• **WRITTEN INSTRUCTION**: List each line of the data that holds the string "index".
== INFORMATION SHOWN
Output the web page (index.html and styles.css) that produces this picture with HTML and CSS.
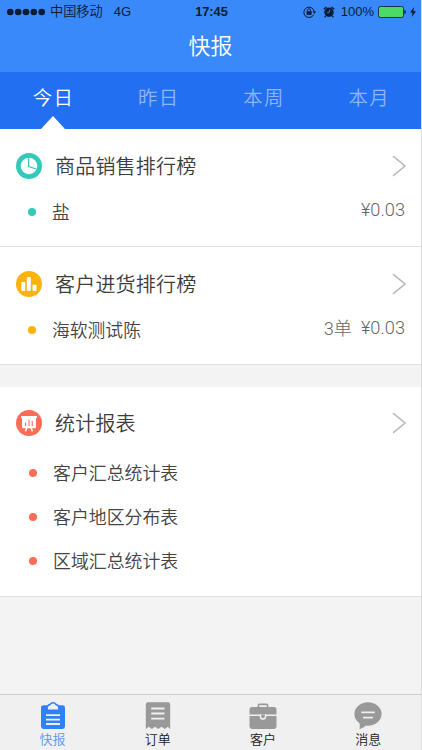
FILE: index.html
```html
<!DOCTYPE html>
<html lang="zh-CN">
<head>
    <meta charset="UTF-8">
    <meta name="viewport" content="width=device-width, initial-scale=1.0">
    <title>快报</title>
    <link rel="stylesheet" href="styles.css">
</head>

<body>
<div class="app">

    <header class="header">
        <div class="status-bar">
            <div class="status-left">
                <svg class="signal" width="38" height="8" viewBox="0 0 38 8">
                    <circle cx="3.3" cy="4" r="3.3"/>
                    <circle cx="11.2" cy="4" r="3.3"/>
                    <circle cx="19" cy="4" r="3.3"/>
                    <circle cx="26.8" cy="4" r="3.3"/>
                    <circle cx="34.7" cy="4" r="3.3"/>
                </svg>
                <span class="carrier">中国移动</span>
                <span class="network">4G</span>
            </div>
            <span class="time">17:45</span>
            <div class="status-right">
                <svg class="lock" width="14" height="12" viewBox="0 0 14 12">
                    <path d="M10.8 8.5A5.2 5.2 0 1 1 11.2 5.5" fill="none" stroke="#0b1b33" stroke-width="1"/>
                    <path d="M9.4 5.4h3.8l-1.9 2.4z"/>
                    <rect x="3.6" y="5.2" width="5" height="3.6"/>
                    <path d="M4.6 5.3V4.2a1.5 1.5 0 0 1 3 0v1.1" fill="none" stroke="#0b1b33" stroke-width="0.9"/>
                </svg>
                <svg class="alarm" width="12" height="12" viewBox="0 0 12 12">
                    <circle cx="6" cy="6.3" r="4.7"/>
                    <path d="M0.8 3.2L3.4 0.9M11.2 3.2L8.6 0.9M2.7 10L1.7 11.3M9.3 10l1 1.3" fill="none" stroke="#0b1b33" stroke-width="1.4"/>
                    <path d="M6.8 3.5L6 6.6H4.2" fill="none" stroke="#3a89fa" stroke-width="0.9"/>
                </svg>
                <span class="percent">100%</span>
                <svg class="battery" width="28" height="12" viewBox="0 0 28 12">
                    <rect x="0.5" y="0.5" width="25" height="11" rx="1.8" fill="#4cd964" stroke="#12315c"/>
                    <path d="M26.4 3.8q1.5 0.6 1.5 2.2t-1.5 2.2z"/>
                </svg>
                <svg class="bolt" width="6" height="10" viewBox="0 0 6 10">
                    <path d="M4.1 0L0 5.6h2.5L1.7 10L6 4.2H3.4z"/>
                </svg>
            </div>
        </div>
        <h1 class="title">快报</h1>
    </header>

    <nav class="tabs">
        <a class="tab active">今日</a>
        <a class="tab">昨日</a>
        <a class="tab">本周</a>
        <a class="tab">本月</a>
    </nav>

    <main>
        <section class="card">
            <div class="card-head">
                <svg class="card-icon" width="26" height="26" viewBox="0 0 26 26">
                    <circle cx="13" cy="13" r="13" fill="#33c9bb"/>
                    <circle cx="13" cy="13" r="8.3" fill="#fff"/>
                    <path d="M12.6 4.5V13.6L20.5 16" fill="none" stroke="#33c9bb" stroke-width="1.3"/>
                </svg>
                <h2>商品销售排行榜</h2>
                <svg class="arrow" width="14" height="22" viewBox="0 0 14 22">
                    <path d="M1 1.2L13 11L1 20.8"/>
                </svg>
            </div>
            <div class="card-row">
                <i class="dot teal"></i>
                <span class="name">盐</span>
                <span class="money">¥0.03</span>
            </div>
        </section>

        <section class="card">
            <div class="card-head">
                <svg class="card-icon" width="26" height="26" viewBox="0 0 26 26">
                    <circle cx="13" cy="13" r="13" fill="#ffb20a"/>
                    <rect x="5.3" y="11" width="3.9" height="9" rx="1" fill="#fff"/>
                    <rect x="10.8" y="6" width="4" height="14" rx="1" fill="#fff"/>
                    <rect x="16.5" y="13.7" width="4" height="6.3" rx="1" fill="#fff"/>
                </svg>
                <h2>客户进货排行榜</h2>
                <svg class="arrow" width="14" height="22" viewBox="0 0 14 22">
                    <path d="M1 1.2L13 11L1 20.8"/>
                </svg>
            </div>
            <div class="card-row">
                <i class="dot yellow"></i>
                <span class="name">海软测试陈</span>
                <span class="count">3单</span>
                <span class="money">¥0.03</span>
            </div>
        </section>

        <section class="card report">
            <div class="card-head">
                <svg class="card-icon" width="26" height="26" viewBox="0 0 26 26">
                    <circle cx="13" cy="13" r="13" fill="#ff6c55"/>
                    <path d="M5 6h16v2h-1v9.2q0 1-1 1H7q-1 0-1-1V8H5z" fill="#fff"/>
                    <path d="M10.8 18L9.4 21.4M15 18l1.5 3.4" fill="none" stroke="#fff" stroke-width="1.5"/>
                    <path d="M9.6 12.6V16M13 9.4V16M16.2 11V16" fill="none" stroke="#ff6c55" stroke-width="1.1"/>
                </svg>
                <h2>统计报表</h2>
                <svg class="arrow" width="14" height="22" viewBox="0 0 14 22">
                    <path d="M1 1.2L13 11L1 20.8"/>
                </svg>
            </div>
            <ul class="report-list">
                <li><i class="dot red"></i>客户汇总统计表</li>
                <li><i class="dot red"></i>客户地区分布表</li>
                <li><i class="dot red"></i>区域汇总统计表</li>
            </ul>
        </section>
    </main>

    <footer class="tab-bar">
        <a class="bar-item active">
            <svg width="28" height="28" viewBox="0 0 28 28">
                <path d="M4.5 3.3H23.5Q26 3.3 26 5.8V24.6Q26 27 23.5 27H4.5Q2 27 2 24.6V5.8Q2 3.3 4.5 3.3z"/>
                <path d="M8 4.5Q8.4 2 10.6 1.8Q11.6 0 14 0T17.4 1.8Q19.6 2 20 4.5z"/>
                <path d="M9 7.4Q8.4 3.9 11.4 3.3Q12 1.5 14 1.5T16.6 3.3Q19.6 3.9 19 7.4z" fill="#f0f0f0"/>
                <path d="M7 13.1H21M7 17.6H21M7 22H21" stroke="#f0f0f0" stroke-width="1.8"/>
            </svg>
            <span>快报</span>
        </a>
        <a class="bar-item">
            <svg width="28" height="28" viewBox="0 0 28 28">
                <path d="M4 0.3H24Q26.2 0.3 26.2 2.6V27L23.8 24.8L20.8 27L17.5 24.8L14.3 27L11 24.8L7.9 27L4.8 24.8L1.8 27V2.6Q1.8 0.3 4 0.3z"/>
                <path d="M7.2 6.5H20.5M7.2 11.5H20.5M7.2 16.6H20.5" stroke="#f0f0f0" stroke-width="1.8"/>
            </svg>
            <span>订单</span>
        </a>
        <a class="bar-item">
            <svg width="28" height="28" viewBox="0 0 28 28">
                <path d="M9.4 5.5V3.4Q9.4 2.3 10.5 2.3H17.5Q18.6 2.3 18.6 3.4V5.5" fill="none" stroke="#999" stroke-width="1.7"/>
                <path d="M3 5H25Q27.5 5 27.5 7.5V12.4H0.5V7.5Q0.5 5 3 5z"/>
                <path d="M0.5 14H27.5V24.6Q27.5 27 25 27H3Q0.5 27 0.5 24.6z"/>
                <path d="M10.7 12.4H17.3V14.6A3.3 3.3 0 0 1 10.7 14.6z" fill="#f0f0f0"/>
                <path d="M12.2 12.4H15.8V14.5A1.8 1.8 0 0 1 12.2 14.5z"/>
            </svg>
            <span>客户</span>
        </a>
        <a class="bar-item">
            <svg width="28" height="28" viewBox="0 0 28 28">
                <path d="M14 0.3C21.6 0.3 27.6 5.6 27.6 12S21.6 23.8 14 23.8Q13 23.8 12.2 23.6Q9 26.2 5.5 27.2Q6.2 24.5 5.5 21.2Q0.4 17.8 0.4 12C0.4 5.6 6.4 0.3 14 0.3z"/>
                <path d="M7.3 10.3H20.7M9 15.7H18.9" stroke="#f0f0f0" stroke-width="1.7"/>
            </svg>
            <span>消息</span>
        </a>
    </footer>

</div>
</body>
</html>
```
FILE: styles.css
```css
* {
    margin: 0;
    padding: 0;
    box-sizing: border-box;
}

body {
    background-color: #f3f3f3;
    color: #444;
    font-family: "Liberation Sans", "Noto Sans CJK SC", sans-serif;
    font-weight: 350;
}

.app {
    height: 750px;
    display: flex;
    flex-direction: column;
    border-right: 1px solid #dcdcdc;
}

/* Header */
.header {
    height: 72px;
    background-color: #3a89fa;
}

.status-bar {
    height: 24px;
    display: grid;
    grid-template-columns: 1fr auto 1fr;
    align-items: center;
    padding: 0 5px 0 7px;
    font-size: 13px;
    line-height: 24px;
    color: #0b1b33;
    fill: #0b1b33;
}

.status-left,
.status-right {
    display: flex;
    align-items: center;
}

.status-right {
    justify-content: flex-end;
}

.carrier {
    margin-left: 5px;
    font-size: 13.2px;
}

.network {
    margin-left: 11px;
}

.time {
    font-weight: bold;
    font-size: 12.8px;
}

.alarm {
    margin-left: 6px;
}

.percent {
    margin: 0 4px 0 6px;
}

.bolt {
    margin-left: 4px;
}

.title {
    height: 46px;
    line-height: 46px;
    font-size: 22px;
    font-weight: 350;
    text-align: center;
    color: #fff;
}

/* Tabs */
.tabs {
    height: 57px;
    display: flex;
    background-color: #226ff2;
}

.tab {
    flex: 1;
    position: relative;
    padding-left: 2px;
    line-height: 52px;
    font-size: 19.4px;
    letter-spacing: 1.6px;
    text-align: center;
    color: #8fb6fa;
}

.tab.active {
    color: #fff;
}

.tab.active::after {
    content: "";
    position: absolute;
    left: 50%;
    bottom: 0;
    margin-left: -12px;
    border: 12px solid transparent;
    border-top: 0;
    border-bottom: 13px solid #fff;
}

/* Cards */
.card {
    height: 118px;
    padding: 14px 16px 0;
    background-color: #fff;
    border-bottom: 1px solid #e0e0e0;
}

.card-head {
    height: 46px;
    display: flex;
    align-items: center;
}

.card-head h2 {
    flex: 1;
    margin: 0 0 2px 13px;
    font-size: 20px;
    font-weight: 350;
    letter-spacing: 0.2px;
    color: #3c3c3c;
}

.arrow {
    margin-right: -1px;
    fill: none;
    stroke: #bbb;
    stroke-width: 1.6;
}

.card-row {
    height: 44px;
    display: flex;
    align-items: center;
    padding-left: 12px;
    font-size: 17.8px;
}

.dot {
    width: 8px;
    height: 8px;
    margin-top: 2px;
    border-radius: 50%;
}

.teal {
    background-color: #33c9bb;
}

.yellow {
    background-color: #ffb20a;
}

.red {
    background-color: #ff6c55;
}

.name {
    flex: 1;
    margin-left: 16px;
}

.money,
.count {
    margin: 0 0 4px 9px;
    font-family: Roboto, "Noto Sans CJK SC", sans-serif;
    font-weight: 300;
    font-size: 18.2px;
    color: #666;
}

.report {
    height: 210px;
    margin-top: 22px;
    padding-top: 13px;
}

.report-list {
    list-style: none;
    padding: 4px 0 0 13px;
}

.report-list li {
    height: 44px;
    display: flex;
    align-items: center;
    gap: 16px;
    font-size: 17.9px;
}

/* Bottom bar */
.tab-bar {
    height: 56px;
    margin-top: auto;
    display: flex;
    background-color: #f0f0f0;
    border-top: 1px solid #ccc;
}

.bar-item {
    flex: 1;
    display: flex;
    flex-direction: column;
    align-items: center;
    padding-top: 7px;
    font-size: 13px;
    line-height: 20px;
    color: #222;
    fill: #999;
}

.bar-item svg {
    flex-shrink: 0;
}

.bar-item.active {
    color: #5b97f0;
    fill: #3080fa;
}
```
====
• **OUTPUT OF THE EXERCISE**:
Output the web page (index.html and styles.css) that produces this picture with HTML and CSS.
FILE: index.html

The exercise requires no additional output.